Often members of the leadership’s out-group are more likely to be held to account for non-compliance – with resultant angst or anger.

Principles to be adhered to and ideals to be aspired to should be guiding principles in any community. But how this guidance is expressed is another matter.

Effective leadership – at ERG or organisational levels requires self-awareness and knowledge. The challenge is to open up our stone-age mind’s reflexes to reflective awareness in the context of our space-age world. That way we can identify when they don’t fit a contemporary workplace situation, and a canny approach to adhering to principles and ideals can be developed.

But for that to happen there must be buy in on acquiring and applying the knowledge. There are many strategies that can reduce risk and build trust that can then be developed.

Conclusion

In our space-age reality exclusion is something we all do out of necessity.

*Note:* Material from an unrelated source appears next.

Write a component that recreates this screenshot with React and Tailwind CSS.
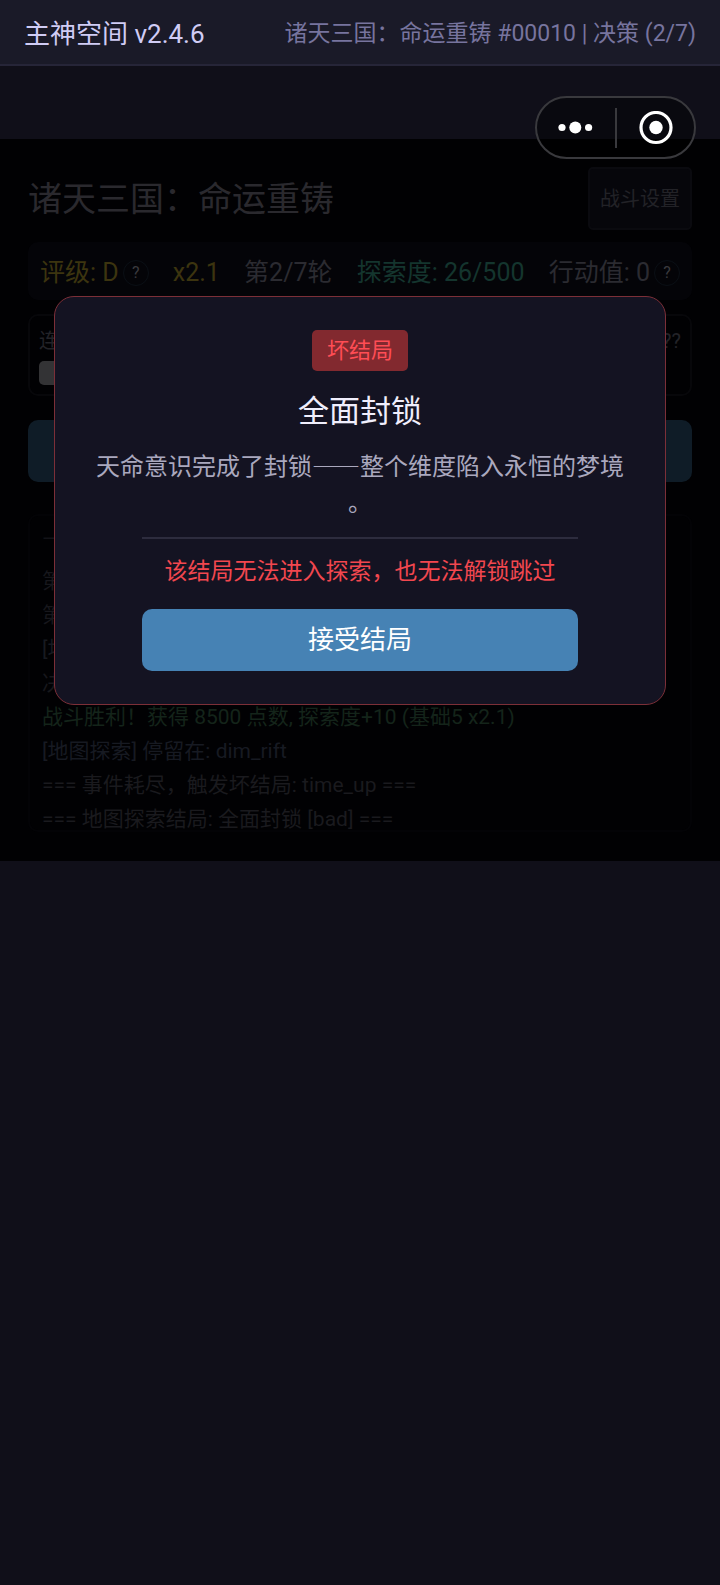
const logs = [
  { text: "第2", color: "text-[#17171c]" },
  { text: "第2", color: "text-[#17171c]" },
  { text: "[地", color: "text-[#171a20]" },
  { text: "决策", color: "text-[#17171c]" },
  { text: "战斗胜利！获得 8500 点数, 探索度+10 (基础5 x2.1)", color: "text-[#14241a]" },
  { text: "[地图探索] 停留在: dim_rift", color: "text-[#171a22]" },
  { text: "=== 事件耗尽，触发坏结局: time_up ===", color: "text-[#1a1a1e]" },
  { text: "=== 地图探索结局: 全面封锁 [bad] ===", color: "text-[#1a1a1e]" },
];

// Small round "?" button beside a stat
function HelpButton({ label }) {
  return (
    <button aria-label={label} className="ml-1 size-[26px] shrink-0 rounded-full border border-[#0a0f15] text-base leading-none text-[#3a3a3e]">
      ?
    </button>
  );
}

// Top bar with the app name and the current run
function TopBar() {
  return (
    <header className="flex h-[66px] items-center justify-between border-b-2 border-[#262538] bg-[#1a1a28] px-6 pt-1">
      <h1 className="text-[26px] text-[#d0ccf5]">主神空间 v2.4.6</h1>
      <p className="text-[23px] text-[#77749e]">诸天三国：命运重铸 #00010 | 决策 (2/7)</p>
    </header>
  );
}

// Floating capsule: menu and close
function Capsule() {
  return (
    <div className="absolute top-24 right-6 z-20 flex h-[63px] w-[161px] items-center rounded-full border-2 border-[#39393d] bg-black/40">
      <button aria-label="更多" className="flex h-full flex-1 items-center justify-center">
        <svg className="h-4 w-9" viewBox="0 0 36 16" fill="white">
          <circle cx="4" cy="7.5" r="3.6" />
          <circle cx="17.3" cy="7.5" r="6" />
          <circle cx="30.6" cy="7.5" r="3.6" />
        </svg>
      </button>
      <span className="h-10 w-[2px] bg-[#39393d]" />
      <button aria-label="关闭" className="flex h-full flex-1 items-center justify-center">
        <svg className="h-[34px] w-9" viewBox="0 0 36 34">
          <circle cx="19" cy="16.5" r="15" fill="none" stroke="white" strokeWidth="3.2" />
          <circle cx="19" cy="16.5" r="6.7" fill="white" />
        </svg>
      </button>
    </div>
  );
}

// Bad ending dialog shown over the dimmed page
function EndingDialog() {
  return (
    <div role="dialog" aria-labelledby="ending-title" className="absolute inset-0 z-10 flex items-center justify-center">
      <div className="flex w-[85%] flex-col items-center rounded-[20px] border border-[#7c2f38] bg-[#141322] px-[33px] py-[33px]">
        <span className="rounded-[5px] bg-[#82292f] px-[15px] text-[22px] leading-[41px] text-[#ff4d55]">坏结局</span>
        <h3 id="ending-title" className="mt-[18px] text-[31px] leading-[46px] text-[#f0eefc]">全面封锁</h3>
        <p lang="zh-CN" className="mt-3 text-center font-['Noto_Sans_CJK_SC',sans-serif] text-[24px] leading-[36px] text-[#aaa8be] [line-break:anywhere]">
          天命意识完成了封锁——整个维度陷入永恒的梦境。
        </p>
        <div className="mt-[18px] flex w-4/5 flex-col items-center border-t-2 border-[#2d2c3e] pt-4">
          <p className="text-[23px] leading-[34px] text-[#f2474f]">该结局无法进入探索，也无法解锁跳过</p>
          <button className="mt-5 h-[62px] w-full rounded-[10px] bg-[#4682b4] pt-[2px] text-[26px] text-white">接受结局</button>
        </div>
      </div>
    </div>
  );
}

export default function App() {
  return (
    <div className="relative min-h-screen bg-[#100f19] font-[Roboto,'Noto_Sans_CJK_SC',sans-serif] font-normal">
      <TopBar />
      <Capsule />
      <main className="relative mt-[73px] bg-[#010103] px-7 pt-7 pb-[29px]">
        <div className="flex items-center justify-between">
          <h2 className="pt-[2px] text-[34px] text-[#2a292e]">诸天三国：命运重铸</h2>
          <button className="h-[63px] rounded-[5px] border-2 border-[#0a0a0f] bg-[#06060b] px-[10px] text-[20px] text-[#222227]">战斗设置</button>
        </div>

        <div className="mt-3 flex h-[58px] items-center justify-between rounded-[10px] bg-[#040408] px-3 pt-1 text-[25px]">
          <span className="flex items-center text-[#3c340f]">评级: D<HelpButton label="评级说明" /></span>
          <span className="text-[#3c340f]">x2.1</span>
          <span className="text-[#2b2b31]">第2/7轮</span>
          <span className="text-[#14352e]">探索度: 26/500</span>
          <span className="flex items-center text-[#2b2b31]">行动值: 0<HelpButton label="行动值说明" /></span>
        </div>

        <div className="mt-[14px] h-[82px] rounded-[10px] border-2 border-[#07070a] px-[9px] pt-[10px]">
          <div className="flex justify-between text-[20px] leading-[30px] text-[#232328]">
            <span>连</span>
            <span>??</span>
          </div>
          <div className="mt-[5px] h-6 w-20 rounded-[5px] bg-[#333335]" />
        </div>

        <button aria-label="继续" className="mt-6 block h-[62px] w-full rounded-[10px] bg-[#0f1c27]" />

        <div className="mt-8 h-[318px] overflow-hidden rounded-[10px] border-2 border-[#030306] px-3 pt-[6px]">
          <ul className="text-[21px] leading-[34px]">
            <li className="mb-2 text-[#121217]">—</li>
            {logs.map((log, i) => (
              <li key={i} className={log.color}>{log.text}</li>
            ))}
          </ul>
        </div>

        <EndingDialog />
      </main>
    </div>
  );
}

But, because we don’t live in a stone-age reality, we need to modify our behavioural reflexes to ensure that we can manage to be exclusive when its okay to do so, and inclusive when we have a duty to be so. 

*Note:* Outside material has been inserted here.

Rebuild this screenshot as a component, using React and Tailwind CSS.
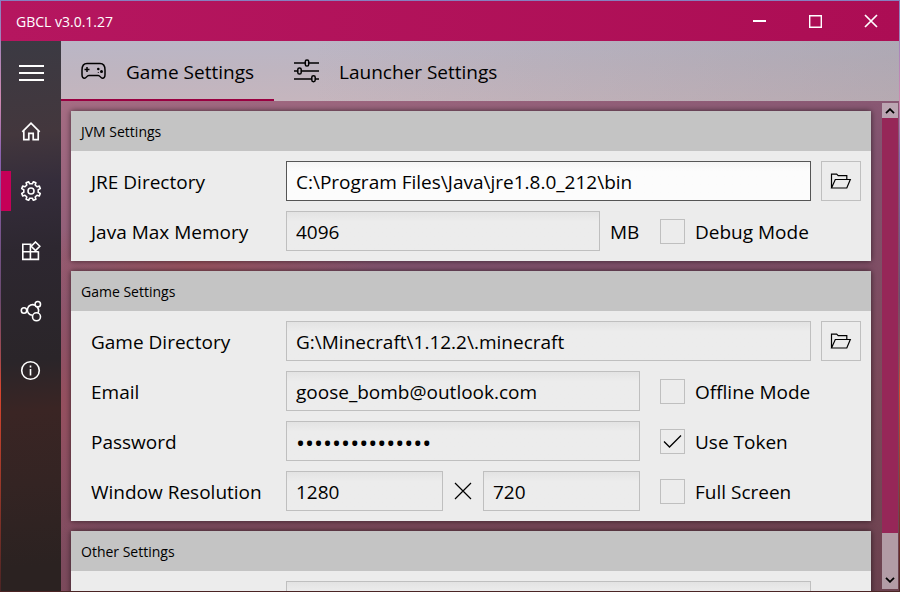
import React from "react";

const iconProps = {
  fill: "none",
  stroke: "currentColor",
  "aria-hidden": true,
};

function MenuIcon() {
  return (
    <svg {...iconProps} width="25" height="18" viewBox="0 0 25 18" strokeWidth="2">
      <path d="M0 2h25M0 9h25M0 16h25" />
    </svg>
  );
}

function HomeIcon() {
  return (
    <svg {...iconProps} width="20" height="20" viewBox="0 0 20 20" strokeWidth="1.700">
      <path d="M1.300 10.800 10 2.100l8.700 8.700M2.800 9.600v9h5v-6.200h4.400v6.200h5v-9" />
    </svg>
  );
}

function GearIcon() {
  return (
    <svg {...iconProps} width="22" height="22" viewBox="0 0 22 22" strokeWidth="1.600" strokeLinejoin="round">
      <path d="M8.600 1.700 9.700 3.800h2.600l1.100-2.100 2.500 1-.7 2.300 1.800 1.800 2.300-.7 1 2.500-2.100 1.100v2.600l2.100 1.100-1 2.500-2.300-.7-1.800 1.800.7 2.300-2.500 1-1.100-2.100H9.700l-1.100 2.100-2.500-1 .7-2.300L5 15.200l-2.300.7-1-2.500 2.100-1.100V9.700L1.700 8.600l1-2.500 2.300.7L6.800 5l-.7-2.300z" />
      <circle cx="11" cy="11" r="3" />
    </svg>
  );
}

function ModulesIcon() {
  return (
    <svg {...iconProps} width="20" height="20" viewBox="0 0 20 20" strokeWidth="1.600">
      <path d="M10.500 3.200H1.800v15.200h15.600v-8.200M1.800 10.700h15.600M9.400 3.200v15.200" />
      <path d="m14.500 1 4.300 4.300-4.300 4.300-4.300-4.300z" />
    </svg>
  );
}

function NetworkIcon() {
  return (
    <svg {...iconProps} width="22" height="22" viewBox="0 0 22 22" strokeWidth="1.600">
      <circle cx="4" cy="10.500" r="2.700" />
      <circle cx="17.800" cy="4.200" r="2.700" />
      <circle cx="16.500" cy="16.800" r="4" />
      <path d="M15.300 5.400A5.300 5.300 0 1 0 12.600 15.300M17 6.900a5.300 5.300 0 0 1 1 6" />
    </svg>
  );
}

function InfoIcon() {
  return (
    <svg {...iconProps} width="22" height="22" viewBox="0 0 22 22" strokeWidth="1.600">
      <circle cx="10.500" cy="10.500" r="8.800" />
      <path d="M10.500 9v6.500M10.500 5.500v2" />
    </svg>
  );
}

function GamepadIcon() {
  return (
    <svg {...iconProps} width="25" height="18" viewBox="0 0 25 18" strokeWidth="1.500">
      <path d="M6 1.500h13c3.600 0 5 2.700 5 6.500v4.500c0 2.300-.9 3.700-2.500 3.700-2 0-2.200-2.700-4.300-2.700H7.800c-2.100 0-2.300 2.700-4.300 2.700-1.600 0-2.500-1.400-2.500-3.700V8c0-3.800 1.400-6.500 5-6.500z" />
      <path d="M3.500 7.500h5M6 5v5" />
      <circle cx="17.300" cy="7" r="1.300" fill="currentColor" stroke="none" />
      <circle cx="20.500" cy="9.500" r="1.500" fill="currentColor" stroke="none" />
      <circle cx="17.300" cy="10.500" r=".6" fill="currentColor" stroke="none" />
    </svg>
  );
}

function SlidersIcon() {
  return (
    <svg {...iconProps} width="25" height="24" viewBox="0 0 25 24" strokeWidth="1.500">
      <path d="M0 4h11M15 4h10M0 12h3.500M7.500 12H25M0 20h17.500M21.500 20H25" />
      <rect x="11.300" y="1" width="3.400" height="6" rx="1.600" />
      <rect x="3.800" y="9" width="3.400" height="6" rx="1.600" />
      <rect x="17.800" y="16.700" width="3.400" height="6" rx="1.600" />
    </svg>
  );
}

function FolderIcon() {
  return (
    <svg {...iconProps} width="22" height="18" viewBox="0 0 22 18" strokeWidth="1.200">
      <path d="M1.500 16V2.200h5.200l1.500 1.500h8.600v3.500M1.500 16 5.300 7.500h15L16.800 16z" />
    </svg>
  );
}

function ChevronIcon({ down }) {
  return (
    <svg {...iconProps} width="10" height="6" viewBox="0 0 10 6" strokeWidth="1.800">
      <path d={down ? "M1 .8 5 4.800 9 .8" : "M1 5.200 5 1.200 9 5.200"} />
    </svg>
  );
}

function Panel({ title, children }) {
  return (
    <section className="shrink-0 bg-[#ececec] shadow-[0_0_6px_rgba(0,0,0,0.6)]">
      <h2 className="flex h-10 items-center bg-[#c4c4c4] px-2.5 pt-0.5 text-sm">{title}</h2>
      <div className="flex flex-col gap-2.5 py-2.5 pr-2.5 pl-5">{children}</div>
    </section>
  );
}

function Row({ label, htmlFor, children }) {
  return (
    <div className="flex h-10 items-center">
      <label htmlFor={htmlFor} className="w-[195px] shrink-0 pt-0.5">
        {label}
      </label>
      {children}
    </div>
  );
}

function Field({ active, type = "text", ...props }) {
  return (
    <input
      type={type}
      className={
        "h-10 min-w-0 flex-1 border px-[9px] pt-0.5 outline-none " +
        (type === "password" ? "text-2xl " : "") +
        (active
          ? "border-[#555555] bg-linear-to-b from-[#f4f4f4] to-[#fcfcfc] to-25%"
          : "border-[#bfbfbf] bg-linear-to-b from-[#e3e3e3] to-[#ececec] to-25%")
      }
      {...props}
    />
  );
}

function BrowseButton({ label }) {
  return (
    <button
      type="button"
      aria-label={label}
      className="ml-2.5 flex size-10 shrink-0 items-center justify-center border border-[#bfbfbf]"
    >
      <FolderIcon />
    </button>
  );
}

function Check({ label, checked }) {
  return (
    <label className="ml-5 flex w-[201px] shrink-0 items-center gap-2.5">
      <span className="grid size-[25px] place-items-center">
        <input
          type="checkbox"
          defaultChecked={checked}
          className="peer col-start-1 row-start-1 size-[25px] appearance-none border border-[#bfbfbf]"
        />
        <svg
          {...iconProps}
          width="19"
          height="15"
          viewBox="0 0 19 15"
          strokeWidth="1.300"
          className="pointer-events-none invisible col-start-1 row-start-1 peer-checked:visible"
        >
          <path d="m1 7.500 5.500 5.500L18 1.500" />
        </svg>
      </span>
      <span className="pt-0.5">{label}</span>
    </label>
  );
}

const navItems = [
  { name: "Home", Icon: HomeIcon },
  { name: "Settings", Icon: GearIcon, active: true },
  { name: "Modules", Icon: ModulesIcon },
  { name: "Network", Icon: NetworkIcon },
  { name: "About", Icon: InfoIcon },
];

function Sidebar() {
  return (
    <nav className="flex w-[60px] shrink-0 flex-col bg-[linear-gradient(175deg,#3b3a43_0%,#43373d_17%,#352d3b_26%,#2d2730_38%,#2a2529_58%,#3a2524_67%,#342423_80%,#2b2221_95%)] text-white">
      <button type="button" aria-label="Menu" className="flex h-16 items-center justify-center">
        <MenuIcon />
      </button>
      <div className="flex flex-col gap-5 pt-1.5">
        {navItems.map(({ name, Icon, active }) => (
          <button
            key={name}
            type="button"
            aria-label={name}
            className={
              "flex h-10 items-center justify-center border-l-10 pr-2.5 " +
              (active ? "border-[#c50057]" : "border-transparent")
            }
          >
            <Icon />
          </button>
        ))}
      </div>
    </nav>
  );
}

function TitleBar() {
  return (
    <header className="flex h-10 shrink-0 items-center bg-linear-to-r from-[#b5165f] to-[#ac0d54] text-white">
      <h1 className="flex-1 pt-0.5 pl-[15px] text-sm">GBCL v3.0.1.27</h1>
      <button type="button" aria-label="Minimize" className="flex h-10 w-14 items-center justify-center">
        <svg {...iconProps} width="13" height="13" viewBox="0 0 13 13" strokeWidth="2">
          <path d="M0 6h13" />
        </svg>
      </button>
      <button type="button" aria-label="Maximize" className="flex h-10 w-14 items-center justify-center">
        <svg {...iconProps} width="13" height="13" viewBox="0 0 13 13" strokeWidth="1.400">
          <path d="M.7.7h11.600v11.600H.7z" />
        </svg>
      </button>
      <button type="button" aria-label="Close" className="flex h-10 w-14 items-center justify-center">
        <svg {...iconProps} width="14" height="14" viewBox="0 0 14 14" strokeWidth="1.700">
          <path d="m1 1 12 12M13 1 1 13" />
        </svg>
      </button>
    </header>
  );
}

function Tabs() {
  return (
    <div
      role="tablist"
      className="flex h-[60px] shrink-0 bg-[linear-gradient(to_right,transparent_30%,rgba(140,140,150,0.3)_100%),linear-gradient(179deg,#bab6c6_0%,#bfb5c0_45%,#c8b6bd_100%)]"
    >
      <button
        type="button"
        role="tab"
        aria-selected="true"
        className="flex items-center gap-5 border-y-2 border-t-transparent border-b-[#990040] px-5"
      >
        <GamepadIcon />
        <span className="pt-0.5">Game Settings</span>
      </button>
      <button type="button" role="tab" aria-selected="false" className="flex items-center gap-5 px-5">
        <SlidersIcon />
        <span className="pt-0.5">Launcher Settings</span>
      </button>
    </div>
  );
}

function ScrollBar() {
  return (
    <div className="my-0.5 mr-px flex w-4 shrink-0 flex-col bg-[#b29ca6]">
      <button type="button" aria-label="Scroll up" className="flex h-[15px] items-center justify-center bg-[#bba5b2]">
        <ChevronIcon />
      </button>
      <div className="flex-1 bg-[#962758]" />
      <button type="button" aria-label="Scroll down" className="flex h-14 items-end justify-center pb-1.5">
        <ChevronIcon down />
      </button>
    </div>
  );
}

export default function App() {
  return (
    <div className="flex h-screen flex-col bg-[linear-gradient(180deg,#8580c0_0%,#d089b0_17%,#8a62b0_26%,#6a4a70_50%,#a04a50_60%,#d8452e_66%,#a03a2a_80%,#4a2424_100%)] p-px font-['Open_Sans',sans-serif] text-[19px] text-black">
      <TitleBar />
      <div className="flex min-h-0 flex-1">
        <Sidebar />
        <main className="flex min-w-0 flex-1 flex-col">
          <Tabs />
          <div className="flex min-h-0 flex-1 bg-[radial-gradient(180px_50px_at_16%_33%,#9c5460_0%,transparent_100%),radial-gradient(60px_160px_at_0%_62%,#96505f_0%,transparent_100%),linear-gradient(165deg,#a66d84_0%,#82536f_38%,#7c4a5b_70%,#6b424f_100%)]">
            <div className="flex min-w-0 flex-1 flex-col gap-2.5 overflow-y-auto py-2.5 pr-[11px] pl-2.5 [scrollbar-width:none]">
              <Panel title="JVM Settings">
                <Row label="JRE Directory" htmlFor="jre">
                  <Field id="jre" active defaultValue="C:\Program Files\Java\jre1.8.0_212\bin" />
                  <BrowseButton label="Browse for JRE directory" />
                </Row>
                <Row label="Java Max Memory" htmlFor="memory">
                  <Field id="memory" defaultValue="4096" />
                  <span className="ml-2.5 w-[30px] shrink-0 pt-0.5">MB</span>
                  <Check label="Debug Mode" />
                </Row>
              </Panel>
              <Panel title="Game Settings">
                <Row label="Game Directory" htmlFor="game-dir">
                  <Field id="game-dir" defaultValue="G:\Minecraft\1.12.2\.minecraft" />
                  <BrowseButton label="Browse for game directory" />
                </Row>
                <Row label="Email" htmlFor="email">
                  <Field id="email" type="email" defaultValue="goose_bomb@outlook.com" />
                  <Check label="Offline Mode" />
                </Row>
                <Row label="Password" htmlFor="password">
                  <Field id="password" type="password" defaultValue="minecraft-token" />
                  <Check label="Use Token" checked />
                </Row>
                <Row label="Window Resolution" htmlFor="res-width">
                  <Field id="res-width" defaultValue="1280" />
                  <span className="flex w-10 shrink-0 justify-center">
                    <svg {...iconProps} width="18" height="18" viewBox="0 0 18 18" strokeWidth="1.200">
                      <path d="m1 1 16 16M17 1 1 17" />
                    </svg>
                  </span>
                  <Field id="res-height" aria-label="Window height" defaultValue="720" />
                  <Check label="Full Screen" />
                </Row>
              </Panel>
              <Panel title="Other Settings">
                <Row label="" htmlFor="other">
                  <Field id="other" aria-label="Other" />
                  <span className="w-[50px] shrink-0" />
                </Row>
              </Panel>
            </div>
            <ScrollBar />
          </div>
        </main>
      </div>
    </div>
  );
}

The word discrimination used to refer only to choice. Decades ago, being a discriminating person was a good thing. Now, because we have the idea of anti-discrimination, it is no longer a good thing. Its short for inappropriate choice – because we have created a principle and an ideal which say we must not make choices about people because of certain attributes and in certain settings.

It would be nice to argue for universal inclusion regardless of setting – and that might flow from effectively growing inclusion in workplaces – but that’s a bigger challenge than I can explore here.

Workplaces, because of legislation and policies, are remarkable petri dishes where we are learning to better adapt our stone-age minds to space-age world. We are building Tribalism 2.0 – how well can we do that?